# Submit Marriage application in advance?



## enjoi (Dec 20, 2013)

Hey guys, I'm traveling to Manila on April 11 and will be there until April 29. During my time there my fiance and I are getting married. We're trying to figure everything out ahead of time to make sure we have enough time to get the marriage taken care of. 

Now I know I need to acquire the legal capacity to marry from the embassy, that is only something I can get from the embassy in Manila, correct? MY fiance can't pick that up for me? And is it required to submit the application in advance?

Basically, if we have to wait to apply for the marriage license until I get there and then wait the 10-14 days it'll be cutting things very close and we don't want to risk it. One of her co-workers has a cousin that married a Brit and apparently they were able to get everything taken care of before he got there to marry her. We're trying to figure out how we can do that as well.

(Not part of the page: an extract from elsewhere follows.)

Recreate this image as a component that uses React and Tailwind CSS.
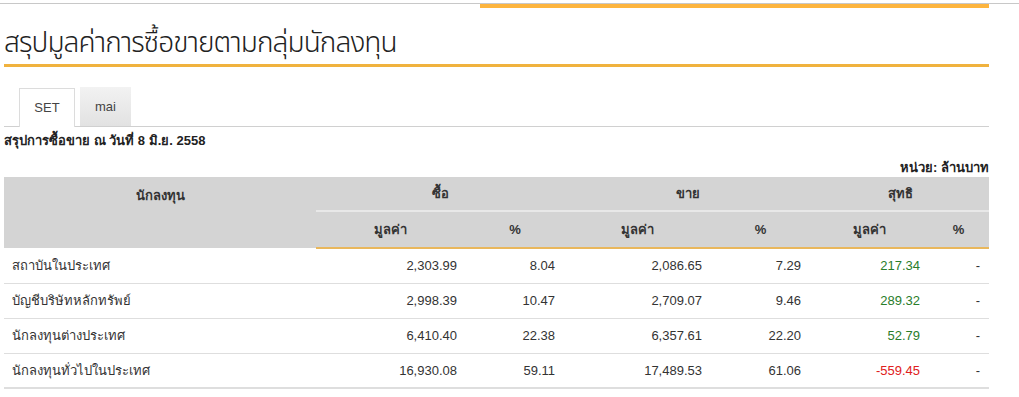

One more thing, On the embassy's website they list 3 different City Hall locations in Manila that weren't accepting the legal capacity to marry affadavit back in 2011, one of them is in Quezon City where my Fiance lives and where we'll probably be applying at. Does that mean we need to go to a different city hall?

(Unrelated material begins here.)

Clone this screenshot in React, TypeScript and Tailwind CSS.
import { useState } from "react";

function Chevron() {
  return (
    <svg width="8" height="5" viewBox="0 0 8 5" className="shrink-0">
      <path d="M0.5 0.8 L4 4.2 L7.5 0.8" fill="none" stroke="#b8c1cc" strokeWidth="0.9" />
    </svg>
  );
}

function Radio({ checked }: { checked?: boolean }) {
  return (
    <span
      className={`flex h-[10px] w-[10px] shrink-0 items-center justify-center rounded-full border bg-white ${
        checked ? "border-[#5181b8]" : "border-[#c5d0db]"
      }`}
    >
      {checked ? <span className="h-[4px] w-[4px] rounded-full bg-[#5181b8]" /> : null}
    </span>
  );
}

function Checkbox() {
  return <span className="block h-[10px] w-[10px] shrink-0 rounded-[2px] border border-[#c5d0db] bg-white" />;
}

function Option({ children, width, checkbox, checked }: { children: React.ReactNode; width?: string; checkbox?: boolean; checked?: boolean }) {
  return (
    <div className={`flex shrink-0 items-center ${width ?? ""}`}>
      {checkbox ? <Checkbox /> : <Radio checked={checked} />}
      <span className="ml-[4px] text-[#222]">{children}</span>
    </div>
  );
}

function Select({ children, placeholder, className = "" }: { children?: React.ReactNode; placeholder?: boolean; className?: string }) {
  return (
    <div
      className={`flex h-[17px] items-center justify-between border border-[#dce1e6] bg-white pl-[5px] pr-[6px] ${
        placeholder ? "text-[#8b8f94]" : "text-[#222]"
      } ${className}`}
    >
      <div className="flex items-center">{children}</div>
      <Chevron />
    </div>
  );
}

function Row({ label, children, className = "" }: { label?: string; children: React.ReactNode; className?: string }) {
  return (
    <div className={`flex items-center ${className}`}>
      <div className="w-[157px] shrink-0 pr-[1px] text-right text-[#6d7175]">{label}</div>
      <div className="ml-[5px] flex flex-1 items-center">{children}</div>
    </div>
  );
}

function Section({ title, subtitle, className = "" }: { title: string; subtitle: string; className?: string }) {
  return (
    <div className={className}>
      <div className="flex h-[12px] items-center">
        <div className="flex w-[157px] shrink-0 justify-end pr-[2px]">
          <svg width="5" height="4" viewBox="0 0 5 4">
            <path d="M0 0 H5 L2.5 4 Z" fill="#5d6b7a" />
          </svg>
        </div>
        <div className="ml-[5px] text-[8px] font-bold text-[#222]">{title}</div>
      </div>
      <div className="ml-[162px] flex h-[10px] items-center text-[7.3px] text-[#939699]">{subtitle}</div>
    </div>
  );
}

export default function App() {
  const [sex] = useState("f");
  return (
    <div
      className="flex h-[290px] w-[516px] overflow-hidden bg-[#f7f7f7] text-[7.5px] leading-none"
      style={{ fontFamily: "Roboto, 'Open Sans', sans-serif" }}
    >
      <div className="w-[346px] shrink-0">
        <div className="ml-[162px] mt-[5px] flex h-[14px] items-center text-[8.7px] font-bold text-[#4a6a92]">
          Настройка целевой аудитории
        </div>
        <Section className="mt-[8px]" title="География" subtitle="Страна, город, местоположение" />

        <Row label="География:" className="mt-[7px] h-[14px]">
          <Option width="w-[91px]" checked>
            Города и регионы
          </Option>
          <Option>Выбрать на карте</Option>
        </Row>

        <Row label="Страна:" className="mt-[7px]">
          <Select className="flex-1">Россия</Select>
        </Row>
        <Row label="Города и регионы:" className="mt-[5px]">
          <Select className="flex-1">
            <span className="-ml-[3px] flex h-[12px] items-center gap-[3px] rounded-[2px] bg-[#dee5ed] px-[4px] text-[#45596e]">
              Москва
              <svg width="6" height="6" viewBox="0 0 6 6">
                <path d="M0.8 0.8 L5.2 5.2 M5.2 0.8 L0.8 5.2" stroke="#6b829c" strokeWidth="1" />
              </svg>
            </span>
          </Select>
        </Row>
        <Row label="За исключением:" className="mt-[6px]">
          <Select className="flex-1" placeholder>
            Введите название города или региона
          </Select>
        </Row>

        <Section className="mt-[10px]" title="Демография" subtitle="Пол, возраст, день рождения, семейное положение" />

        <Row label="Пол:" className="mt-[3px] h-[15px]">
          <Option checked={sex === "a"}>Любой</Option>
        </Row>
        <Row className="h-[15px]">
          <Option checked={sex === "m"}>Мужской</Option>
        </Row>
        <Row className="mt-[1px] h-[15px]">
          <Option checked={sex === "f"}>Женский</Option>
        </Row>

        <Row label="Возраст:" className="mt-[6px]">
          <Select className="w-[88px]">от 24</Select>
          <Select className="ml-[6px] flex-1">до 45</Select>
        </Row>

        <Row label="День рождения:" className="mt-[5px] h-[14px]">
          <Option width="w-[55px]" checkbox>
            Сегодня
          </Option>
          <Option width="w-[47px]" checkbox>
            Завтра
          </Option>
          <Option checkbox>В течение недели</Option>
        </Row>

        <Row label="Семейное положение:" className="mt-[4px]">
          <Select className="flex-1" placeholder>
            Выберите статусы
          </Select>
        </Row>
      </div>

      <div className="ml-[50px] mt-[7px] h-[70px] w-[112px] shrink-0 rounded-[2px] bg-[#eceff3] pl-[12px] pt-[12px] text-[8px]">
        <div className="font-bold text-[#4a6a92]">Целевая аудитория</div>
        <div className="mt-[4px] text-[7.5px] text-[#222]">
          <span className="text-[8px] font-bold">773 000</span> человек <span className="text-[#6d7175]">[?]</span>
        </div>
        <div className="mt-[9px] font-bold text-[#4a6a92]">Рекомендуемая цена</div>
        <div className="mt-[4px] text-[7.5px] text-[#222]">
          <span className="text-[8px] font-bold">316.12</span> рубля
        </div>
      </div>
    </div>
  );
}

I know I'll get good advice here as always. Much obliged


----------



## Gary D (Oct 28, 2013)

It is a legal requirement that you need to be in country for at least 10 days before you can marry. That 10 days does't start until you lodge the marriage application which you can't do without your CNI or equivalent. Some people say they have done it quicker but you run to risk of your embassy saying the marriage is not valid during a spouse visa application if you do. For a civil wedding you are tight for time but doable, church wedding and you are pushing the envalope a bit.


----------



## jon1 (Mar 18, 2012)

The 10 days is 10 BUSINESS Days = 2 weeks. Also, you have to get a marriage counseling certificate (can take up to 4 hours for that depending on where you go). 

To get the Affidavit of Eligibility to Marry from the Embassy, you have to schedule online for the appointment. You have to physically go to the embassy and do this. It is an Affidavit that you are swearing to be true. It costs $50.

You also will need to bring with you a certified copy of your birth certificate and bring a copy (along with original) of your passport bio page. 

Once you receive the Marriage License, you then have to go to the local 

18 days in country is probably unrealistic in getting everything done. You would have to hit everything like clockwork and almost zero margin for error.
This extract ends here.